An American Werewolf in London is not only the most compulsively watchable movie in writer/director John Landis’ portfolio; it is also one of the all-time great horror movies, a pitch-perfect mix of belly laughs and genuine scares fifteen years before Scream. Landis’ stroke of genius was to make his lycanthropic protagonist David Kessler (David Naughton) a Nice Jewish Boy as well as a witty college student. Like Landis, David has seen all the old werewolf movies on late-night TV and can’t quite take his situation seriously. But American Werewolf is far from a self-referential spoof. It acknowledges the unreality of its premise, but then treats it with all the realism that Rick Baker’s transformation effects (which won an Oscar) can provide.
David and his buddy Jack Goodman (Griffin Dunne) amble across the dingy green English countryside, laughing ruefully about old girlfriends, as if they were strolling down a New York sidewalk. Like many Americans abroad, they seem to have a bubble of self-protective Americanness around them — their surroundings don’t touch them except as something to snark about later. They happen across a pub called the Slaughtered Lamb, peopled by the standard array of hostile country Brits. The boys receive vague warnings they don’t take seriously. But they take it seriously enough once they’re lost in the night fog as hungry growls circle around them.

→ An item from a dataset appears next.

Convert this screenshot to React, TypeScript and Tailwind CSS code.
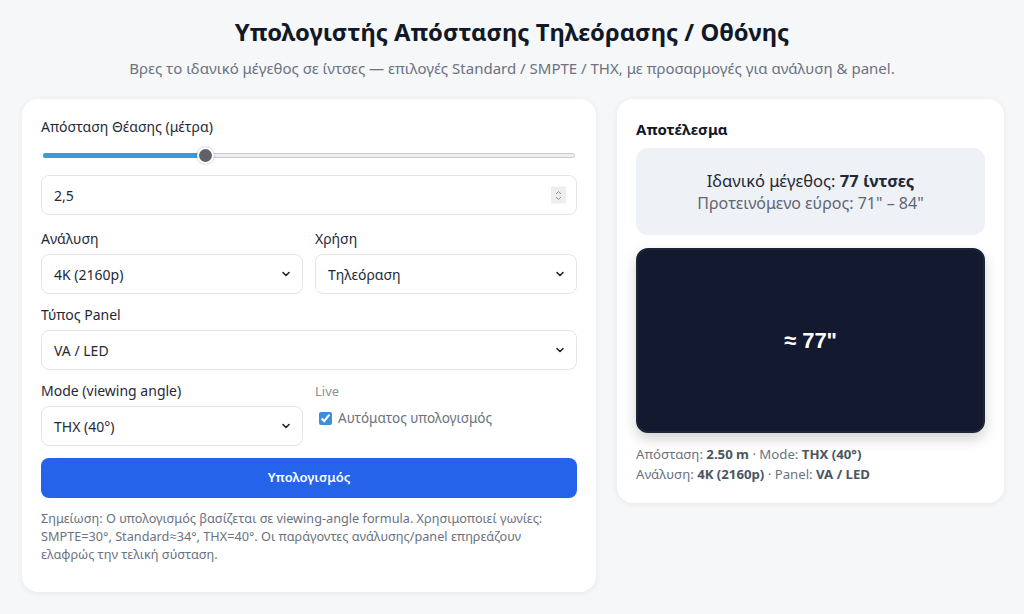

Jack is killed and David is badly scratched, waking up in a London hospital and attended by a no-nonsense doctor (John Woodvine) and a friendly nurse named Alex (Jenny Agutter). For a long while, American Werewolf coasts on the warm rapport between David and Alex as they take their patient-nurse relationship to the next level. Landis, with considerable help from Naughton, fleshes David out as an amiable, level-headed guy — the audience’s surrogate — who finds himself in the middle of a baffling supernatural conundrum. First come the dreams, sensationally effective, especially the one wherein Nazi monsters invade David’s home. Then come the animalistic urges — David gets hungrier and hornier. Then come the visits from the spectral Jack, in various stages of decomposition yet never losing his collegiate sarcasm (“Have you ever tried talking to a corpse? It’s boring“). Then, finally, alone in Alex’s flat during a full moon, David undergoes the change and takes to the shadows of London.

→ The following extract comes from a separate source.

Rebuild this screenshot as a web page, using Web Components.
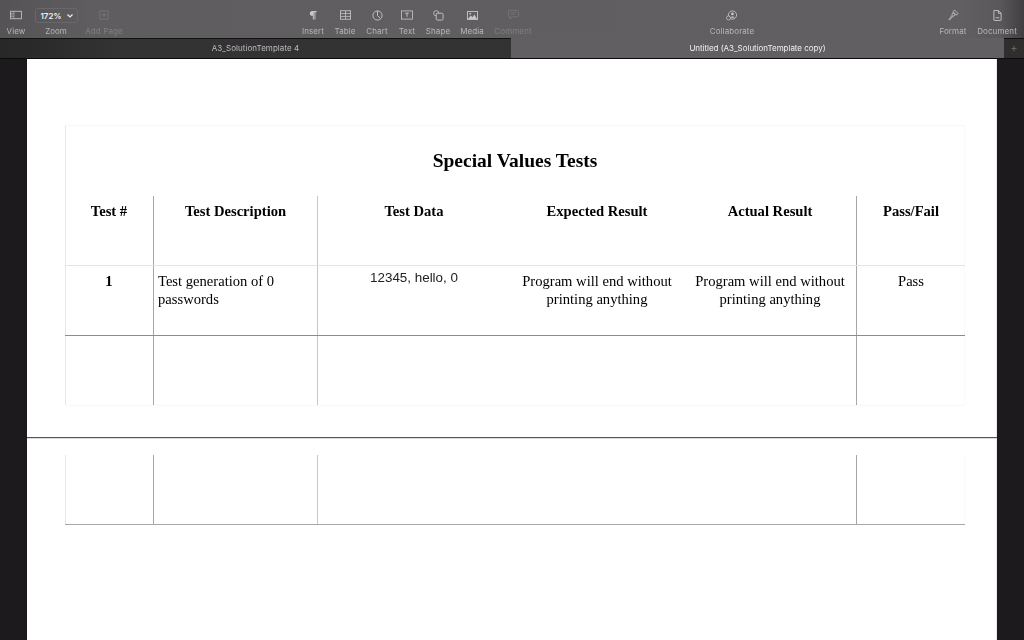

For all its flashes of goofiness, American Werewolf never loses sight of its chief goal as a horror movie. A sequence in which the werewolf stalks a businessman through an empty subway station (the victim retains a hilariously English properness: “I shall notify the police“) is almost cruelly effective, getting its suspense not from shrieking soundtrack music but from the man’s terrified gasping and the click-clack of his shoes in mad, fruitless retreat. Landis has been ranked among the “masters of horror” for scenes like that (it sure isn’t because of Innocent Blood).
Eventually, Landis explicitly marries the goofy and the gory in a surreal scene in which David sits in a porno theater and has to face the mutilated ghosts of the people he killed. They all (including Jack) say the same thing: David must kill himself to end the curse. It’s something that’s occurred to him, too. Right before that, he calls home, wanting to say goodbye to his parents, and ends up talking to his younger sister. Here, Landis goes beyond comedy and horror. We never lose our affection and sympathy for David even though his rampages as a werewolf are horrifying. We want him to be cured. But we know he won’t be.
If you know where to look, American Werewolf is full of little in-jokes, like the prerequisite Landis See You Next Wednesday reference, and the appearance of Frank Oz in dual roles as an impatient bureaucrat and as Miss Piggy. The jokes aren’t pushed too hard and don’t call attention to themselves. American Werewolf is exceptionally light of spirit — it reaches towards life (think of that phone call) even in the midst of death. Landis wrote the first draft at age 19, and had years to fine-tune it while keeping the essence of what drew him to the material — the contrast between modern sensibilities and ancient superstitions. As it turns out, old-school wins.
American Werewolf gets in and out in 97 minutes, finding time for digressions that bring us closer to the characters (David riding the bus and making bizarre faces at the mohawked passengers) but covering the gamut of emotion. It’s a full package. If Landis is acclaimed as a master of horror on the basis of one film, this one film is more than enough to qualify him for the pantheon. It’s an achievement I’ve always wished he could repeat, but maybe this kind of lightning only strikes once.